Art. 3° A Política Estadual de Conservação e Utilização Sustentável de Sementes Crioulas e Agrobiodiversidade tem os seguintes objetivos:
I - proteger a agrobiodiversidade e os biomas;
II - incentivar o resgate e a perpetuação de espécies, variedade e cultivares produzidos em unidade familiar ou tradicional, prioritariamente as espécies vegetais para alimentação;
III - respeitar os conhecimentos tradicionais;
IV - fortalecer valores culturais;
V - incentivar o mapeamento da agrobiodiversidade em Pernambuco;
VI - incentivar o respeito, a preservação e manutenção do conhecimento, das inovações e das práticas das comunidades locais e populações indígenas com estilo de vida tradicionais relevantes à conservação e à utilização sustentável da diversidade biológica e incentivar sua mais ampla aplicação com a aprovação e a participação dos detentores desse conhecimento, inovações e práticas e encorajar a repartição equitativa dos benefícios oriundos da utilização desse conhecimento, inovações e práticas;
VII - incentivar a organização comunitária com a criação de bancos comunitários de sementes crioulas;
VIII - promover a cooperação institucional técnica e científica visando a conservação dos recursos genéticos, tanto nas propriedades dos agricultores como em bancos comunitários e em instituições públicas de manutenção de germoplasma;
IX - incentivar a pesquisa agroecológica e tecnológica e processos de diagnóstico participativo relacionados à sensibilização e ao resgate da agrobiodiversidade junto aos camponeses;
X - estabelecer parcerias entre organizações sociais com personalidade jurídica, representativa da agricultura familiar, de pescadores artesanais, dos povos e comunidades tradicionais e dos beneficiários da reforma agrária e crédito fundiário e entidades de assistência técnica, a fim de desenvolver habilidades locais nos processos de seleção e armazenamento de sementes crioulas e na implantação e gestão dos bancos de sementes;
XI - promover a articulação entre pesquisa, educação, extensão rural e a assistência técnica às organizações de agricultores;
XII - instituir um sistema de reposição das sementes crioulas; e
XIII - melhorar a qualidade das sementes produzidas e armazenadas por meio do monitoramento da qualidade física das sementes.

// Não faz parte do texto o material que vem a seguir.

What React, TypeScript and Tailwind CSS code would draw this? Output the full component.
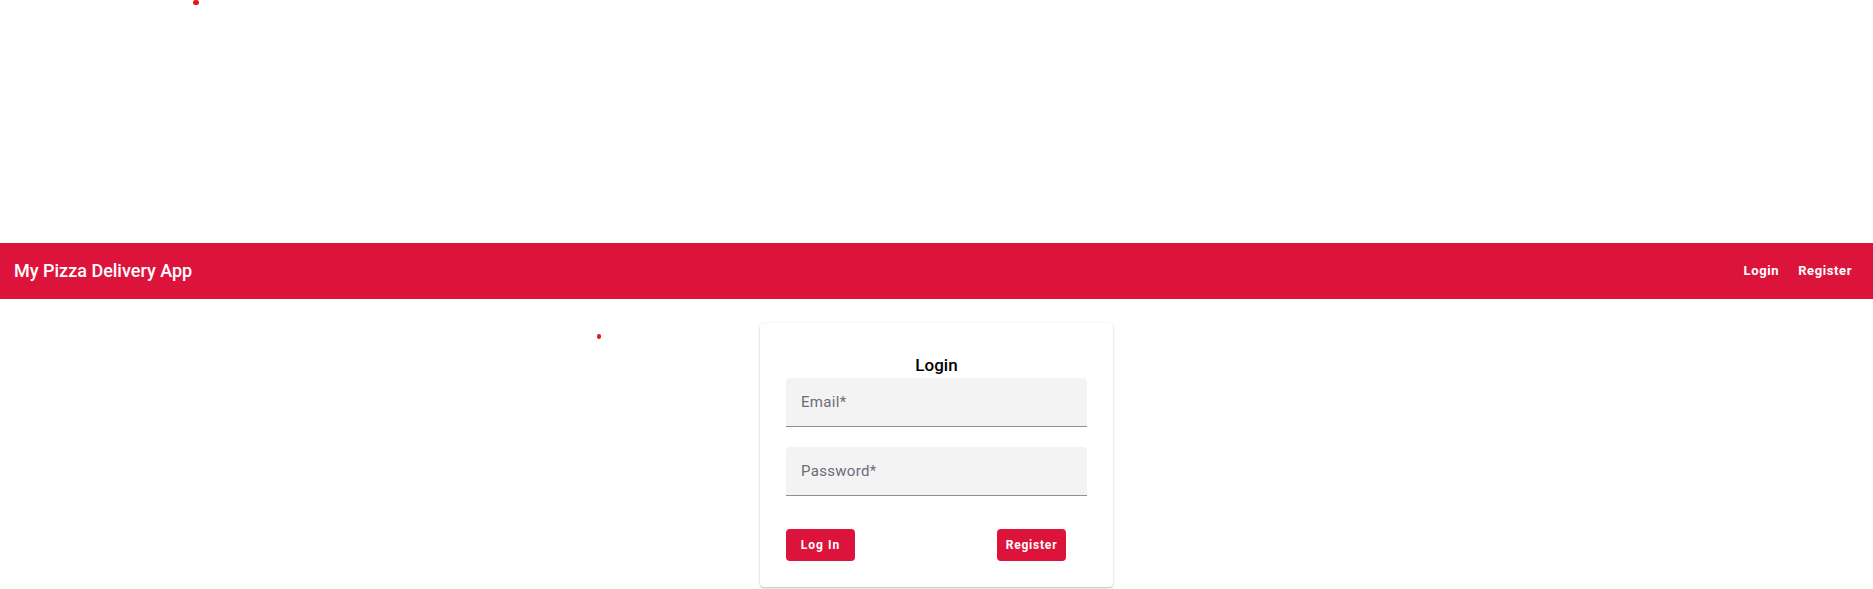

Art. 4º São instrumentos da Política Estadual de Conservação e Utilização Sustentável de Sementes Crioulas e Agrobiodiversidade:
I - a política agrícola e os programas de desenvolvimento rural;
II - o fomento com crédito, incentivos fiscais e subsídios;
III - o apoio ao associativismo, o cooperativismo e as redes de cooperação;
IV - as compras governamentais;
V - as feiras de sementes crioulas, agroecológicas e de exposição agropecuária;
VI - a extensão rural e a assistência técnica; e
VII - a capacitação, a educação e a pesquisa agropecuária.
Art. 5º Esta Lei será regulamentada pelo Poder Executivo em todos os aspectos necessários para a sua efetiva implantação.
Art. 6º Esta Lei entra em vigor na data da sua publicação.”
Feitas as considerações pertinentes, opina-se, nos termos do art. 214, II, do Regimento Interno, pela aprovação do Substitutivo acima apresentado e consequente prejudicialidade das Proposições Principais.
É o Parecer do Relator.
3. CONCLUSÃO DA COMISSÃO
Ante o exposto, tendo em vista as considerações expendidas pelo relator, a Comissão de Constituição, Legislação e Justiça, por seus membros infra-assinados, é pela aprovação do Substitutivo apresentado por este Colegiado e consequente prejudicialidade das Proposições Principais.